Moni Ovadia, il ricordo: "Quel giorno che premiarono Dario Fo e la Zanicchi"

Moni Ovadia racconta la sua amicizia con Dario Fo

L’attore Moni Ovadia

L’attore Moni Ovadia

Milano, 14 ottobre 2016- Umberto Eco e ora Dario Fo. Moni Ovadia, ebreo sefardita, attore e drammaturgo, oggi outsider della politica, è una grave perdita per la cultura italiana...

«Con Fo se ne va un altro colosso, una personalità che non ha eguali, confronti possibili, dirompente». E la mente va indietro nel tempo, ai primi ricordi. «L’ho conosciuto nel 1977, nella Palazzina Liberty, da ammirato spettatore rimasto letteralmente folgorato da Mistero buffo, uno di quegli spettacoli che ti cambiavano gli orizzonti, uscito dal genio teatrale italiano, lo spettacolo più visto al mondo. E negli anni, frequentandolo, ho imparato, come altri, tutto da lui, mi sono abbeverato alla sua scuola di affabulatore, di narratore, nessuno può dire di non avere un debito con lui».

Lei raccontava ad Eco barzellette ebraiche. E con Fo?

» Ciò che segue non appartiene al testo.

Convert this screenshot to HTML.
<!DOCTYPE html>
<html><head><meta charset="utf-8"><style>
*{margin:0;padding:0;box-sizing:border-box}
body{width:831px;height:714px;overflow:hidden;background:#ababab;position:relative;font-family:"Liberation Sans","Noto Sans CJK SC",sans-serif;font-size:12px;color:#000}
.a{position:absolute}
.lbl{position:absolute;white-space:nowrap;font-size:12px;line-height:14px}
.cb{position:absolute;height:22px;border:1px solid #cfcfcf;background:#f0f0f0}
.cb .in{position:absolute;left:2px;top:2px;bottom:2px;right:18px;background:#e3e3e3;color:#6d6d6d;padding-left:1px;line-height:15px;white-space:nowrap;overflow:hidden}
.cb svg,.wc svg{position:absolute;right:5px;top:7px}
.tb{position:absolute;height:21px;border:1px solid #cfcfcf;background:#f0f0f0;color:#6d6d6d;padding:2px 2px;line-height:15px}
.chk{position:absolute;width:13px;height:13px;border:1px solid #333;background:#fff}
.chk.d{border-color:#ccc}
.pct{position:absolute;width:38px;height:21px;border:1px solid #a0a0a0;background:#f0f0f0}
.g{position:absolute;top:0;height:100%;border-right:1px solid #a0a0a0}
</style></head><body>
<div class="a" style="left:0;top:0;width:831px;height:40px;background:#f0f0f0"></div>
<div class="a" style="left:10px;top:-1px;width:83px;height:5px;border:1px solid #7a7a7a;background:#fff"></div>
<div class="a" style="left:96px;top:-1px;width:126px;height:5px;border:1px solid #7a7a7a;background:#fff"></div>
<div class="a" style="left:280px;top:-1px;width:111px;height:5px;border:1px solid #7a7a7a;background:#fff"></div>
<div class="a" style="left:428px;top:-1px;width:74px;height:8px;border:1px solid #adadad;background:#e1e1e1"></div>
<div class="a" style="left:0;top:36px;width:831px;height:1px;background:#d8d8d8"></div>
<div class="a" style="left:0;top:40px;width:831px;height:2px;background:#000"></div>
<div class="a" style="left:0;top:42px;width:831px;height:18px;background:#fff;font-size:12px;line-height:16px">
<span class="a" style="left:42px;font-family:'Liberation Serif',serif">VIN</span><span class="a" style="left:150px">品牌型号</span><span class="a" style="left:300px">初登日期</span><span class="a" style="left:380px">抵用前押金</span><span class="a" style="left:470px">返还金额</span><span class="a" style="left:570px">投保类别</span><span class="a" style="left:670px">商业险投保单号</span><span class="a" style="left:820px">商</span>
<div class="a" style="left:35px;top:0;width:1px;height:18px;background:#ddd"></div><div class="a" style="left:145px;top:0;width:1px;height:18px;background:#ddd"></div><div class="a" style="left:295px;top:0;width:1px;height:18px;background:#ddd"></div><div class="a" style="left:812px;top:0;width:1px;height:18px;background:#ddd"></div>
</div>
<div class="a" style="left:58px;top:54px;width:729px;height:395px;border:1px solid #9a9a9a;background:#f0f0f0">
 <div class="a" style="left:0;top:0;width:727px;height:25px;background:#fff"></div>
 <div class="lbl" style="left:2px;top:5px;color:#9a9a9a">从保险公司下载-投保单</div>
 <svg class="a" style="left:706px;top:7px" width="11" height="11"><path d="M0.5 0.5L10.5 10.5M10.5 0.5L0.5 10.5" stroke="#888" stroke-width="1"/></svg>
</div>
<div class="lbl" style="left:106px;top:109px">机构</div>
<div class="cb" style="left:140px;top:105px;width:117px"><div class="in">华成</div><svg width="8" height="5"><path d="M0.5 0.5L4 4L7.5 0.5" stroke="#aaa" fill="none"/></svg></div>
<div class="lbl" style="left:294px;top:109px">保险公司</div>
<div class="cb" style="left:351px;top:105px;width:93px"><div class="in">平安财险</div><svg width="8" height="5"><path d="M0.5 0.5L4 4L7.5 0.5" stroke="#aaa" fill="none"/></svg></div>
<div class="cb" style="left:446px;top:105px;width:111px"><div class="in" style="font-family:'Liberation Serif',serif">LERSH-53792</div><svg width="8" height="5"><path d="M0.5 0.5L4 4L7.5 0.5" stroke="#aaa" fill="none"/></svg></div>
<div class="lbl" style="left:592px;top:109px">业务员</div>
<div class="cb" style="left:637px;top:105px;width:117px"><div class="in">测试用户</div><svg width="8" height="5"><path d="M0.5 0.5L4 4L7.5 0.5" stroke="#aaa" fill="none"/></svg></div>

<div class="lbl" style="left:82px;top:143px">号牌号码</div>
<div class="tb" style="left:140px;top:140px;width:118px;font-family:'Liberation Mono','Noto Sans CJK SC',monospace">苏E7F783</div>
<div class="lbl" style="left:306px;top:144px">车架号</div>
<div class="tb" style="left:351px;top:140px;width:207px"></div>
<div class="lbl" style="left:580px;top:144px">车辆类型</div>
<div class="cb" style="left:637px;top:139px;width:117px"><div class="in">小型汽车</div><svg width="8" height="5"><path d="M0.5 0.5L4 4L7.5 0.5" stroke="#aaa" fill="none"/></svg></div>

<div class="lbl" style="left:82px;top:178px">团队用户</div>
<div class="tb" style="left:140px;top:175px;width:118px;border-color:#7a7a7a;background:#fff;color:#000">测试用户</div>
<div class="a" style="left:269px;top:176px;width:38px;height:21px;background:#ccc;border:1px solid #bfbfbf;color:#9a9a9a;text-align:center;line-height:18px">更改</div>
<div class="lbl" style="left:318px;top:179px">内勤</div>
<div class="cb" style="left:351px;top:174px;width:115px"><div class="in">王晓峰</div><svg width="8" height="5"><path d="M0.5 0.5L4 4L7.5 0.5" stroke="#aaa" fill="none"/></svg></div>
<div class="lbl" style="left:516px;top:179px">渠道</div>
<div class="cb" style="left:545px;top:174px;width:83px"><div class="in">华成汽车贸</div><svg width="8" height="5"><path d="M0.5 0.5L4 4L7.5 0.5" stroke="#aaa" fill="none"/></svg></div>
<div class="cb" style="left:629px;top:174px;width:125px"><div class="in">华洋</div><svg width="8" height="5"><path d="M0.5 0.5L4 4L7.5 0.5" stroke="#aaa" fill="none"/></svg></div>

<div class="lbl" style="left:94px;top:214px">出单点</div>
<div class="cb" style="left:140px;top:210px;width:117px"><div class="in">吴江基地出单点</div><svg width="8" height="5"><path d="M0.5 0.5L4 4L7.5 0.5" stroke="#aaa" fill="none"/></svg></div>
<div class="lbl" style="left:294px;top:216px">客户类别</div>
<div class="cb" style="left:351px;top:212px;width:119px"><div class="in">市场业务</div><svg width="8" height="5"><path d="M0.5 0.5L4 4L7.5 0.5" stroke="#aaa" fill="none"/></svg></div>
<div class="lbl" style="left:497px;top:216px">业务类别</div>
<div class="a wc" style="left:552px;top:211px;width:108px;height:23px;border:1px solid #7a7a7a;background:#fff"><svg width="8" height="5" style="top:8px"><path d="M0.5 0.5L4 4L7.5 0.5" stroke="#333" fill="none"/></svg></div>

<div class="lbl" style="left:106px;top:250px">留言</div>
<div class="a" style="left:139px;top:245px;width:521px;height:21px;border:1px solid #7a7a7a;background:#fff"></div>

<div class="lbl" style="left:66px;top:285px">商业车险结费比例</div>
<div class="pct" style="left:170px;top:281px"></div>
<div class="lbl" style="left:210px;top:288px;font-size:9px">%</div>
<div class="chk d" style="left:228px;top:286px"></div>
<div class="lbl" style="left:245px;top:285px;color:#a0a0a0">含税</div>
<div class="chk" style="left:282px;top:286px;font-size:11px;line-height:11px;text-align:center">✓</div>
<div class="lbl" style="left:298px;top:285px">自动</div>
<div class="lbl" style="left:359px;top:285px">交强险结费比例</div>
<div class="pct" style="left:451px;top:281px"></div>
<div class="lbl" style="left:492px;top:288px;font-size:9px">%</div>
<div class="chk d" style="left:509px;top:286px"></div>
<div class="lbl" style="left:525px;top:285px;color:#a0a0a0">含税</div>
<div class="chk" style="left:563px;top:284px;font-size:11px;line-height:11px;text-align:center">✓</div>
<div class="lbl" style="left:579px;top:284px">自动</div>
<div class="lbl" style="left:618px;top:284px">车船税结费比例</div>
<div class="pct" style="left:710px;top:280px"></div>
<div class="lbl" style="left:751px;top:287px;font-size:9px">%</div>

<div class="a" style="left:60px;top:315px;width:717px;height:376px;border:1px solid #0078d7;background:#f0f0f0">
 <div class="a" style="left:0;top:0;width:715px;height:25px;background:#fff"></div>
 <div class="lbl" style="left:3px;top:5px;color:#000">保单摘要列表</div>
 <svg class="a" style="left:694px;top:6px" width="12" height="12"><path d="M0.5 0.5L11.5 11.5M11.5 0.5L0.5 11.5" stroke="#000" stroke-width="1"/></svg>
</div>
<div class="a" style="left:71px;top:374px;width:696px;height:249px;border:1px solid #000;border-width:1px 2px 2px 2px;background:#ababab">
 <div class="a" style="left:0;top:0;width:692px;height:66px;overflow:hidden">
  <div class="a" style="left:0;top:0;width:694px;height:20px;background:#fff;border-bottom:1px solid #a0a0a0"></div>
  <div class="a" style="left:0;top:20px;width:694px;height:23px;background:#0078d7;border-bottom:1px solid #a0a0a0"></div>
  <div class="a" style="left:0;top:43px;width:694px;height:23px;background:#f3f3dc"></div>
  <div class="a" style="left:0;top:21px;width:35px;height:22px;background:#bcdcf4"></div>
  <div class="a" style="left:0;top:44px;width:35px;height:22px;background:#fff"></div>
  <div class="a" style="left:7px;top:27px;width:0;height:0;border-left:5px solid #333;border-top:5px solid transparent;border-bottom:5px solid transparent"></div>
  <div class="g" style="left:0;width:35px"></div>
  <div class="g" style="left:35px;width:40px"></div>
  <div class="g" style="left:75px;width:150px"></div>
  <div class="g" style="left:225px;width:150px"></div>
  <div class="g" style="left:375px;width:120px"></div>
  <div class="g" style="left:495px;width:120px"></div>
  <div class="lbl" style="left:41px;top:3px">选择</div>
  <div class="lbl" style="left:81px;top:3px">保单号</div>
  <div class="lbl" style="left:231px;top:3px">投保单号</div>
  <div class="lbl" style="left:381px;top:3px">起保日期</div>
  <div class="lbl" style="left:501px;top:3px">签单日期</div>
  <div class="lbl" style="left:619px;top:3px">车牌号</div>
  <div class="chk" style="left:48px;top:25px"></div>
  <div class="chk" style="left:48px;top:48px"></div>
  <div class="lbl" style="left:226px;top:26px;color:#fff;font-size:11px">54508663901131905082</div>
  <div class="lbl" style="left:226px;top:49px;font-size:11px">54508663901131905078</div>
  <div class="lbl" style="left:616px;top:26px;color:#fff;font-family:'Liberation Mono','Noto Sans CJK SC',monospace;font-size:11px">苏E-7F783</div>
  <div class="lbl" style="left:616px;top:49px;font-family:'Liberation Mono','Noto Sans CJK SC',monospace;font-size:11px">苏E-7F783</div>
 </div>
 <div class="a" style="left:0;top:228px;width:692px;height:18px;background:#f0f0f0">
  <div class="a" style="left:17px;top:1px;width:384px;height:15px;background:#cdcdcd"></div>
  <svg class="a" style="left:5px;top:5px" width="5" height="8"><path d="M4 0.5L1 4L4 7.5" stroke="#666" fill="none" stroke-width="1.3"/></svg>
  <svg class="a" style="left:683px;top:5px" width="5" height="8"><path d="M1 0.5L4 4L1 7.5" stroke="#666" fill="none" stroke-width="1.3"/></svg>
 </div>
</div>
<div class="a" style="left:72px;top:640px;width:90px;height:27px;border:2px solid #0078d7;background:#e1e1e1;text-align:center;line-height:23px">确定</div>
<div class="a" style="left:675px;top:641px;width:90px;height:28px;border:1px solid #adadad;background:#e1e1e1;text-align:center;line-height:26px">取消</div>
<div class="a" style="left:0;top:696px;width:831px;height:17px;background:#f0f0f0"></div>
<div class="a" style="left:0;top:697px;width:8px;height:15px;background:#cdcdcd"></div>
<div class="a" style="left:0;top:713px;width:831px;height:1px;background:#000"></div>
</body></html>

«Tutti mi chiedono un ricordo personale...(Moni sorride, ci pensa un attimo) e mi è venuto in mente che una volta, di tanti anni fa, siamo stati insigniti di un premio dal Patriarcato di Venezia dal suggestivo titolo “Il sorriso dell’angelo”. Ci misero al collo un grosso crocifisso ma il bello fu quando Fo scoprì che, per par condicio, il premio veniva assegnato a Iva Zanicchi e Fedele Confalonieri....Dario ebbe quasi uno svenimento. Era allibito e si infuriò, nulla lo accomunava a quelle persone, appartenevamo a mondi diversi. Una situazione paradossale ma alla fine anche divertente».

Cosa le mancherà di Fo?

«Prima di tutto l’immenso artista, che con il gesto, la parola, lo sberleffo, lo sghignazzo, le contorsioni di questo prodigioso fisico (il corpo dell’attore e la voce sono in grado di rappresentare mondi) ha svelato universi, lotte di classe. Mistero Buffo fu un’epifania. Apparve questo uomo con il maglione nero, alto, allampanato, con il microfono appeso al collo, e si rivelava il mondo degli umili. Giullare mai asservito ai potenti che smascherava con la sua ironia il suo sberleffo, epopea dei vinti, dei ribelli....il potere gli aveva scatanto il cane da guardia della censura, mi sento vicino a lui, apparteniamo alla categoria dei ribelli di chi non è disposto a compromessi al ribasso».

Schierarsi a favore della Palestina contro Israele le ha alienato le simpatie della comunità ebraica...

«Sì, ben poca cosa rispetto all’operazione che ha fatto Fo, utilizzando il teatro, la sua satira per smascherare ogni forma di prevaricazione, di potere, dare voce a chi non ce l’ha».

Fo controcorrente anche in politica, con l’appoggio ai Cinquestelle...

«Una scelta coerente con la militanza, la sinistra alla quale appartevane da tanti decenni dov’è? Dov’è questa sinistra radicale attaccata a percentuali da prefisso telefonico incapace di esprimere un progetto politico di ampio respiro? Allora il gesto di Dario Fo a sostegno di Grillo è stato il gesto di chi dice: benissimo, appoggio quelli che vanno contro “la baracca del potere” e contro chi non si sa contrapporre al potere. La sua è stata una scelta di ribellione, contro l’establishment, contro quelli che parlano di antipolitica dopo aver ridotto la politica ad una cloaca. Ho apprezzato, anche in questo, il suo coraggio e la sua radicalità».

Ci sono altri Fo all’orizzonte?

«Non ne vedo. Lui era unico, impossibile scindere la sua militanza dalla sua arte. Uno che nel qui e ora ti porta nella storia, nell’interiorità delle genti, ti porta a vedere mondi...trasfigurandoli nell’arte. Talvolta quando ero con lui lo ammiravo, in silenzio, e pensavo: sono seduto vicino ad un uomo che ha la stessa grandezza di un Goldoni, e io sto qui... Ci mancherà. Dario affrontava tutto con energia, gioia di vivere, lui non lo faceva ma “era“ proprio così».